Silverstein was named a MacArthur Fellow in 1982. He held a Guggenheim Fellowship in 1979, was elected to the American Academy of Arts and Sciences in 1991, and to the American Philosophical Society in 2008. In 2016, he was interviewed for APS’s " Talking About Things " series, discussing one of the journals of explorers Meriwether Lewis and William Clark. In 2014, he received the Franz Boas Award for Exemplary Service to Anthropology; in giving him its highest award, the American Anthropology Association described Silverstein as "a virtual force of nature in the discipline."
"To learn from Michael Silverstein was to stand at a pivotal point in the history of social thought, and to witness how, right in front of your eyes, he generated and refined ideas for the formation of a future discipline," said Nick Harkness, PhD’10, now on faculty at Harvard University. "He taught us how to study and explain the sinews of social life, to coherently connect the foundational questions of anthropology, sociology, linguistics and psychology. And he did so with joy and merriment that were impossible to resist."
Silverstein was also honored at UChicago with the Faculty Award for Excellence in Graduate Teaching , which he received in 2000. In an interview at the time, he credited his students with influencing his work in his long career.
"We have the best students in the country here, and their interest, their engagement, is what keeps me interested in being a faculty member at the University," he said then. "I have been very engaged always with the questions they raise in class and in conversations. My own published work is sprinkled with references and footnotes of observations that students have made during these discussions."
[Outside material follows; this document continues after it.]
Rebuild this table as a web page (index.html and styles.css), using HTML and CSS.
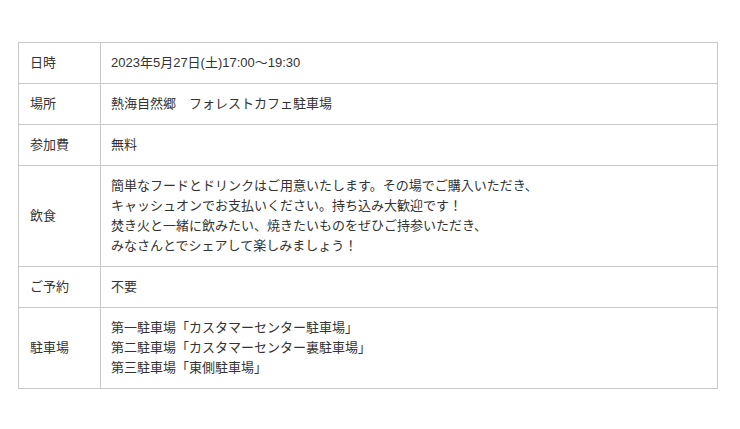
FILE: index.html
```html
<!DOCTYPE html>
<html lang="ja">
<head>
<meta charset="utf-8">
<link rel="stylesheet" href="styles.css">
</head>
<body>
<div class="wrap">
<table class="info">
<tr><th>日時</th><td>2023年5月27日(土)17:00〜19:30</td></tr>
<tr><th>場所</th><td>熱海自然郷　フォレストカフェ駐車場</td></tr>
<tr><th>参加費</th><td>無料</td></tr>
<tr><th>飲食</th><td>簡単なフードとドリンクはご用意いたします。その場でご購入いただき、<br>キャッシュオンでお支払いください。持ち込み大歓迎です！<br>焚き火と一緒に飲みたい、焼きたいものをぜひご持参いただき、<br>みなさんとでシェアして楽しみましょう！</td></tr>
<tr><th>ご予約</th><td>不要</td></tr>
<tr><th>駐車場</th><td>第一駐車場「カスタマーセンター駐車場」<br>第二駐車場「カスタマーセンター裏駐車場」<br>第三駐車場「東側駐車場」</td></tr>
</table>
</div>
</body>
</html>
```
FILE: styles.css
```css
html, body {
  margin: 0;
  padding: 0;
  background: #fff;
}
.wrap {
  padding: 42px 0 0 18px;
}
.info {
  border-collapse: collapse;
  width: 700px;
  font-family: "Liberation Sans", "Noto Sans CJK JP", sans-serif;
  font-size: 13px;
  line-height: 20px;
  color: #333;
}
.info th, .info td {
  border: 1px solid #c8c8c8;
  padding: 10px 10px;
  text-align: left;
  font-weight: normal;
  vertical-align: middle;
}
.info th {
  width: 60px;
  padding-left: 11px;
}
```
"Michael was a man known for his enormous energy, erudition, precision and charm," said Susan Gal, the Mae and Sidney G. Metzl Distinguished Service Professor. "Less recognized was his work behind the scenes to make knowledge happen by and for all of us. His conceptual approach radically redefined the place of language in social and cultural life; it was first of all brilliantly and excitingly his own.
"Yet scholarship is indispensably a collaborative effort, a continuing, creative conversation among students and colleagues. His practice matched this teaching. That is why Michael was a devoted institution-builder, a tireless organizer of lasting infrastructures for critical, ethical discussion."
He is survived by his wife, Mara Tapp, and children, Ariella and G.
"The University gave me many things, but the very best was my husband," said Tapp, AM’77. "Michael and I met through the University, where my parents had also taught, and of which I am an alumnae and former employee. The U of C and Chicago were his destinations of choice because of their integrity, which he worked hard to protect. His kindness, dedication, passion and generosity were equally present with his family. He was an adoring, supportive and equal partner, a devoted and nurturing father. He was our everything. We are so grateful for the many acknowledgments of Michael’s contributions to his fields, his colleagues and his students."
A public memorial will be announced at a later date, when social gatherings are possible.